R. Intento desentrañar el pasado. Pienso en cosas que he leído. O en cosas muy tontas y no muy tontas, y asuntos que tengo que solucionar del día a día. También soy muy religiosa.
P. ¿Sí?
R. No practico ninguna religión, pero tengo mucha fe. Pienso en cómo tengo que gestionar mi vida para poder hacer, como me decía Vicente Ferrer, la acción buena. Porque una vida tan solitaria no es una vida muy proclive a hacer cosas por los demás. En fin, también estoy implicada con la Fundación Vicente Ferrer. Tengo nueve cartas suyas que guardo como un tesoro. Me ayudó mucho tras morir Juan.
P. ¿Volverá a publicar alguna vez?
R. Pienso en relatos, que es lo que quiero hacer desde hace años, y tengo bastantes escritos. Pero, como dijo Cervantes al revés, “la gracia que no quiso darme el cielo”. Lo que me dicen que está bien para mí es impublicable. Y lo que yo creo que es el Partenón me dicen que es una escritura muy antigua.
P. ¿Quiénes?
R. Mis consejeros áulicos.
P. Poesía.
R. Tengo inéditos. Quizá a título póstumo salgan. Yo tenía a alguien que me daba la perspectiva. Se necesita un espejo antes de salir a la calle, y yo no lo tengo. No tengo a Juan, tampoco a un amigo poeta al que daba bastante credibilidad. Y una cosa más.
P. ¿Qué?
R. Solo pensar en publicar un libro nuevo y ponerme en manos de la crítica, me repele.
P. A usted la crítica la ha tratado bien.
R. Y mal. Me falta crítica preparada en este país. Se dejan pasar cosas. Hay unos versos antiguos: “Malherida va la garza enamorada, sola va y gritos daba”. Meter el presente y el pasado en esa frase. Pues bien, hay una novela de Soledad Puértolas en la que lo hace a lo largo de todo el libro sin que chirríe. ¡No vi que nadie lo advirtiese! La llamé entusiasmada. Es un alarde técnico impresionante. Hace años, Vicente Molina-Foix y Luis Cremades publicaron El invitado amargo: lo que hacen ahí los dos es una estructura maravillosa que tampoco fue suficientemente señalada. En cuanto a mí, no me apetece que mis enemigos se metan en mi mente.
P. ¿Conserva enemigos después de tanto tiempo?
R. En el mundo literario, sí. Salí muy pronto, con mucho estruendo, antes que los de mi generación. Y eso crea tensiones. La generación de los poetas de la experiencia —no todos— salió directamente contra mí. Tenía que haber salido contra la generación anterior, como se hace siempre, contra los novísimos, no contra mí, que era de la suya.
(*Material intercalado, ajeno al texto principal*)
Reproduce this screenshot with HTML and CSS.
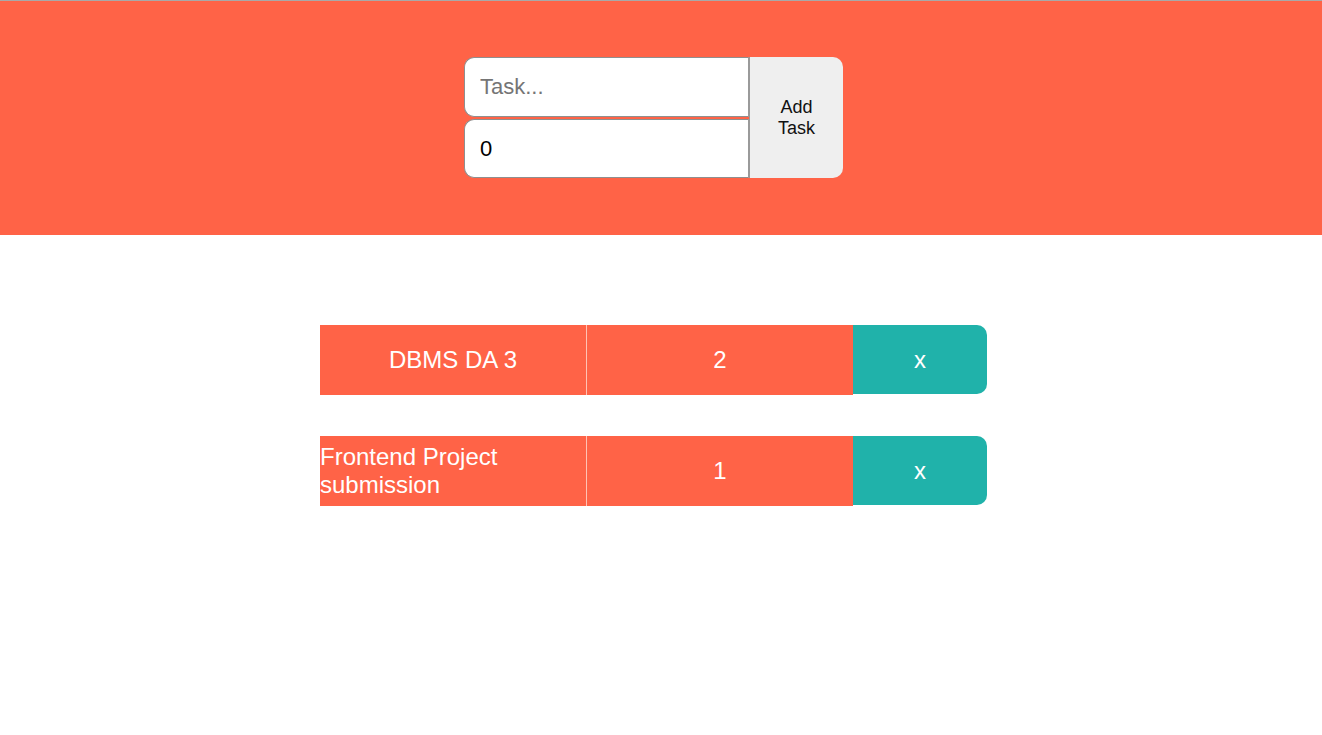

“Qué estaciones donde nada hay y ningún mensajero recuerda aquella música lejana, aquellos ojos que brillan en la oscuridad como dos animales vivos”, escribió Andreu en Elphistone. “De pequeña quería ser Baudelaire porque pensaba que era la única forma de inmortalidad posible”, dijo desencantada hace casi dos décadas. Tras ganar el Adonáis, le dijo a Juana Salabert: “No se puede empezar a escribir a los 20 años. Un escritor lleva dentro de sí la pasión por el lenguaje desde siempre, aunque se decida a escribir muy tarde”. En De una niña de provincias que se vino a vivir en un Chagall, escribe: “Escucha, dime, siempre fue de este modo / algo falta y hay que ponerle nombre”.